GIVEN EXERCISE
Check each line of the entries below for the string "that"; copy every line where it appears.

PROVIDED INFORMATION

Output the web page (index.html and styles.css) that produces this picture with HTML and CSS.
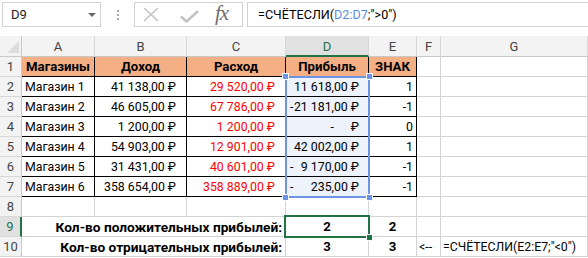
FILE: index.html
```html
<!DOCTYPE html>
<html lang="ru">
<head>
    <meta charset="UTF-8">
    <title>СЧЁТЕСЛИ</title>
    <link rel="stylesheet" href="styles.css">
</head>
<body>
<div class="app">
    <!-- Formula bar -->
    <div class="formula-bar">
        <div class="name-box">
            <span>D9</span>
            <span class="arrow"></span>
        </div>
        <div class="grip"><i></i><i></i><i></i></div>
        <div class="fx-buttons">
            <svg class="btn-x" width="16" height="15" viewBox="0 0 16 15">
                <path d="M1 1 L15 14 M15 1 L1 14" stroke="#c3c3c3" stroke-width="1.6" fill="none"/>
            </svg>
            <svg class="btn-ok" width="19" height="13" viewBox="0 0 19 13">
                <path d="M1 6.5 L6.5 11.5 L18 1" stroke="#c3c3c3" stroke-width="2.6" fill="none"/>
            </svg>
            <span class="fx">fx</span>
        </div>
        <div class="formula">=СЧЁТЕСЛИ(<span class="ref">D2:D7</span>;"&gt;0")</div>
    </div>

    <!-- Sheet -->
    <div class="sheet">
        <div class="corner"><span></span></div>
        <div class="ch">A</div>
        <div class="ch">B</div>
        <div class="ch">C</div>
        <div class="ch active">D</div>
        <div class="ch">E</div>
        <div class="ch">F</div>
        <div class="ch">G</div>

        <div class="rh">1</div>
        <div class="c t head">Магазины</div>
        <div class="c t head">Доход</div>
        <div class="c t head">Расход</div>
        <div class="c t head">Прибыль</div>
        <div class="c t head">ЗНАК</div>
        <div class="c"></div>
        <div class="c"></div>

        <div class="rh">2</div>
        <div class="c t">Магазин 1</div>
        <div class="c t num">41 138,00 ₽</div>
        <div class="c t num red">29 520,00 ₽</div>
        <div class="c t acc"><span></span><span>11 618,00 ₽</span></div>
        <div class="c t sign">1</div>
        <div class="c"></div>
        <div class="c"></div>

        <div class="rh">3</div>
        <div class="c t">Магазин 2</div>
        <div class="c t num">46 605,00 ₽</div>
        <div class="c t num red">67 786,00 ₽</div>
        <div class="c t acc"><span>-</span><span>21 181,00 ₽</span></div>
        <div class="c t sign">-1</div>
        <div class="c"></div>
        <div class="c"></div>

        <div class="rh">4</div>
        <div class="c t">Магазин 3</div>
        <div class="c t num">1 200,00 ₽</div>
        <div class="c t num red">1 200,00 ₽</div>
        <div class="c t acc zero"><span>-</span><span>₽</span></div>
        <div class="c t sign">0</div>
        <div class="c"></div>
        <div class="c"></div>

        <div class="rh">5</div>
        <div class="c t">Магазин 4</div>
        <div class="c t num">54 903,00 ₽</div>
        <div class="c t num red">12 901,00 ₽</div>
        <div class="c t acc"><span></span><span>42 002,00 ₽</span></div>
        <div class="c t sign">1</div>
        <div class="c"></div>
        <div class="c"></div>

        <div class="rh">6</div>
        <div class="c t">Магазин 5</div>
        <div class="c t num">31 431,00 ₽</div>
        <div class="c t num red">40 601,00 ₽</div>
        <div class="c t acc"><span>-</span><span>9 170,00 ₽</span></div>
        <div class="c t sign">-1</div>
        <div class="c"></div>
        <div class="c"></div>

        <div class="rh">7</div>
        <div class="c t">Магазин 6</div>
        <div class="c t num">358 654,00 ₽</div>
        <div class="c t num red">358 889,00 ₽</div>
        <div class="c t acc"><span>-</span><span>235,00 ₽</span></div>
        <div class="c t sign">-1</div>
        <div class="c"></div>
        <div class="c"></div>

        <div class="rh">8</div>
        <div class="c"></div>
        <div class="c"></div>
        <div class="c"></div>
        <div class="c"></div>
        <div class="c"></div>
        <div class="c"></div>
        <div class="c"></div>

        <div class="rh active">9</div>
        <div class="c label">Кол-во положительных прибылей:</div>
        <div class="c total">2</div>
        <div class="c total">2</div>
        <div class="c"></div>
        <div class="c"></div>

        <div class="rh">10</div>
        <div class="c label">Кол-во отрицательных прибылей:</div>
        <div class="c total">3</div>
        <div class="c total">3</div>
        <div class="c note">&lt;--</div>
        <div class="c note">=СЧЁТЕСЛИ(E2:E7;"&lt;0")</div>

        <!-- selection overlays -->
        <div class="ref-range">
            <i class="h tl"></i><i class="h tr"></i><i class="h bl"></i><i class="h br"></i>
        </div>
        <div class="cursor"><i></i></div>
    </div>
</div>
</body>
</html>
```

FILE: styles.css
```css
/* Base */
body {
    margin: 0;
    background: #fff;
    font: 12.3px Roboto, "Noto Sans", sans-serif;
    color: #000;
}
.app {
    width: 588px;
    height: 258px;
    overflow: hidden;
}

/* Formula bar */
.formula-bar {
    display: flex;
    align-items: flex-start;
    height: 36px;
    padding-top: 2px;
    box-sizing: border-box;
}
.name-box {
    margin-left: 2px;
    width: 99px;
    height: 25px;
    border: 1px solid #d2d2d2;
    box-sizing: border-box;
    display: flex;
    align-items: center;
    justify-content: space-between;
    padding: 0 4px 0 8px;
    font-size: 13px;
    color: #222;
}
.name-box .arrow {
    width: 0;
    height: 0;
    border-left: 4px solid transparent;
    border-right: 4px solid transparent;
    border-top: 4px solid #6a6a6a;
}
.grip {
    width: 33px;
    display: flex;
    flex-direction: column;
    align-items: center;
    gap: 2px;
    padding-top: 8px;
}
.grip i {
    width: 2px;
    height: 2px;
    background: #a8a8a8;
}
.fx-buttons {
    width: 109px;
    height: 25px;
    border: 1px solid #d2d2d2;
    box-sizing: border-box;
    display: flex;
    align-items: center;
    padding-left: 8px;
}
.btn-x {
    margin-right: 21px;
}
.btn-ok {
    margin-right: 16px;
    margin-top: 3px;
}
.fx {
    font: italic 21px "Liberation Serif", serif;
    color: #6e6e6e;
    letter-spacing: -1px;
    margin-top: -2px;
}
.formula {
    flex: 1;
    margin-left: 4px;
    height: 25px;
    border: 1px solid #d2d2d2;
    border-right: none;
    box-sizing: border-box;
    padding-left: 10px;
    line-height: 23px;
    font-size: 12.6px;
    white-space: nowrap;
}
.formula .ref {
    color: #5a8ae0;
}

/* Sheet grid */
.sheet {
    position: relative;
    display: grid;
    grid-template-columns: 22px 73px 92px 99px 83px 48px 24px 147px;
    grid-template-rows: 21px repeat(10, 20px);
}
.sheet > div {
    box-sizing: border-box;
    white-space: nowrap;
}
.corner {
    background: #f3f3f3;
    border-right: 1px solid #c8c8c8;
    border-bottom: 1px solid #c8c8c8;
    position: relative;
}
.corner span {
    position: absolute;
    right: 2px;
    bottom: 3px;
    width: 0;
    height: 0;
    border-left: 12px solid transparent;
    border-bottom: 12px solid #dcdcdc;
}
.ch {
    background: #f3f3f3;
    border-right: 1px solid #d8d8d8;
    border-bottom: 1px solid #c8c8c8;
    text-align: center;
    line-height: 21px;
    font-size: 13px;
    color: #444;
}
.ch.active {
    background: #e1e1e1;
    color: #217346;
    border-bottom: 2px solid #217346;
}
.rh {
    background: #f3f3f3;
    border-right: 1px solid #c8c8c8;
    border-bottom: 1px solid #d8d8d8;
    text-align: center;
    line-height: 19px;
    font-size: 13px;
    color: #444;
}
.rh.active {
    background: #e1e1e1;
    color: #217346;
    border-right: 2px solid #217346;
}
.c {
    border-right: 1px solid #d4d4d4;
    border-bottom: 1px solid #d4d4d4;
    line-height: 20px;
    padding: 0 3px;
    overflow: hidden;
}

/* Data table */
.c.t {
    border-right-color: #000;
    border-bottom-color: #000;
}
.head {
    background: #f4b084;
    font-weight: bold;
    font-size: 13.2px;
    text-align: center;
}
.num {
    text-align: right;
    padding-right: 10px;
}
.red {
    color: #f00;
}
.acc {
    background: #edf2fb;
    display: flex;
    justify-content: space-between;
    padding: 0 9px 0 4px;
}
.acc.zero {
    justify-content: flex-end;
    gap: 17px;
}
.sign {
    text-align: right;
}

/* Totals */
.label {
    grid-column: 2 / 5;
    text-align: right;
    font-weight: bold;
    font-size: 13.7px;
}
.total {
    text-align: center;
    font-weight: bold;
    font-size: 13.2px;
}
.note {
    padding-left: 2px;
}

/* Selections */
.ref-range {
    grid-column: 5 / 6;
    grid-row: 3 / 9;
    position: absolute;
    inset: -1px -1px -1px -1px;
    border: 2px solid #6d93e4;
}
.ref-range .h {
    position: absolute;
    width: 5px;
    height: 5px;
    background: #6d93e4;
    border: 1px solid #fff;
}
.ref-range .tl { left: -5px; top: -5px; }
.ref-range .tr { right: -5px; top: -5px; }
.ref-range .bl { left: -5px; bottom: -5px; }
.ref-range .br { right: -5px; bottom: -5px; }
.cursor {
    grid-column: 5 / 6;
    grid-row: 10 / 11;
    position: absolute;
    inset: -2px -1px -1px -2px;
    border: 2px solid #217346;
}
.cursor i {
    position: absolute;
    right: -5px;
    bottom: -5px;
    width: 5px;
    height: 5px;
    background: #217346;
    border: 1px solid #fff;
}
```
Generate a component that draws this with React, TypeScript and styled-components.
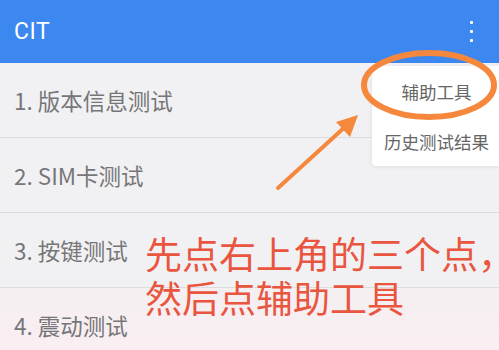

ANSWER TO THE EXERCISE
Output the web page (index.html and styles.css) that produces this picture with HTML and CSS.
Generate a component that draws this with React, TypeScript and styled-components.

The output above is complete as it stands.